My grandfather gave me a telescope when I was a young girl, and it wasn't a simple toy telescope. It was a real telescope. I can't possibly remember how many hours I pointed the instrument at the sky and tried to learn as much as I could about the things around me. A telescope is a great way to get a child's imagination running at full speed.

This is why I bought my children telescopes. By the way, telescopes are also good for spying on your neighbors, but I don't encourage my children to do this.

Feryll
Post 2

@Drentel - I know the money countries spend trying to learn more about what lies beyond our world is a lot, but in the long run we might find out that this is money well spent. What is going to happen when we eventually wear out the earth or blow it up?

Maybe if we continue with space exploration then we can find other worlds where humans can live when we can no longer live here.
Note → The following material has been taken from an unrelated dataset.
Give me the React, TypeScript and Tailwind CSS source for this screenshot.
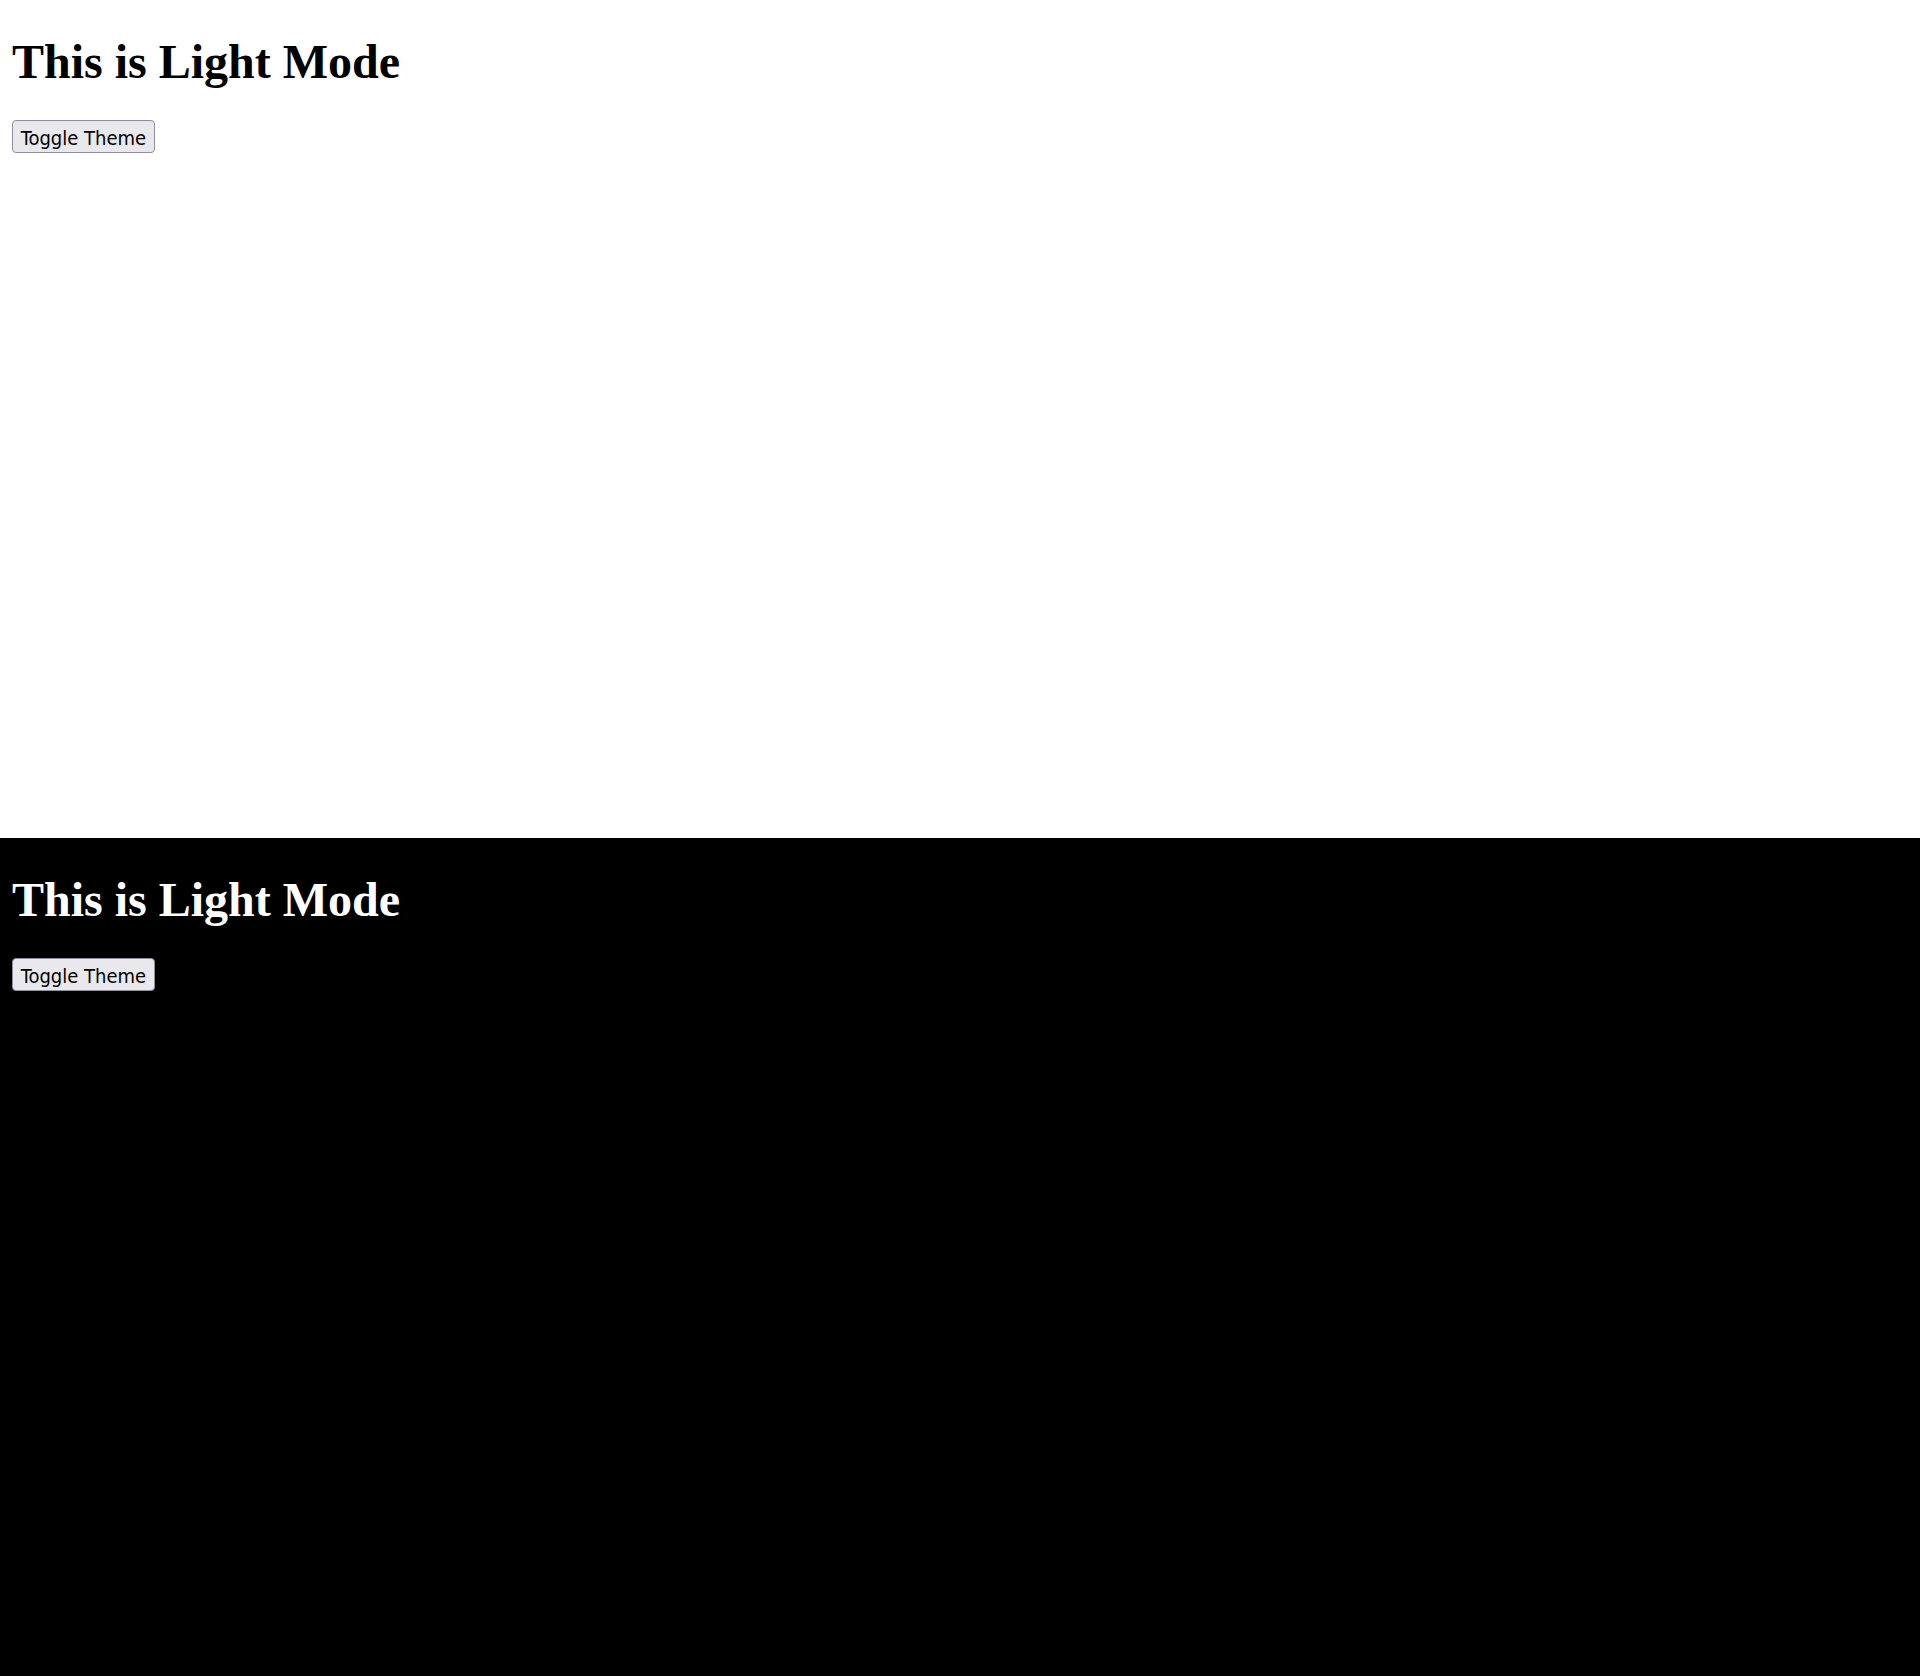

And even if this scenario never happens, I think it would be really cool to have a large telescope so big and powerful that we could see places and objects so far away.

Drentel
Post 1

With all of the economic problems in the world today, why would any sensible organization want to spend the amount of money needed to build this overwhelmingly large telescope? I can appreciate space and the stars and planets as much as anyone, but not to the point of spending $800 million or $1.2 billion.

Even the United States has finally got the message about spending too much money looking into space. The country has all but abandoned its deep space program for the time being because the return hasn't been worth the investment. When the U.S. stops spending money, everyone should take the hint.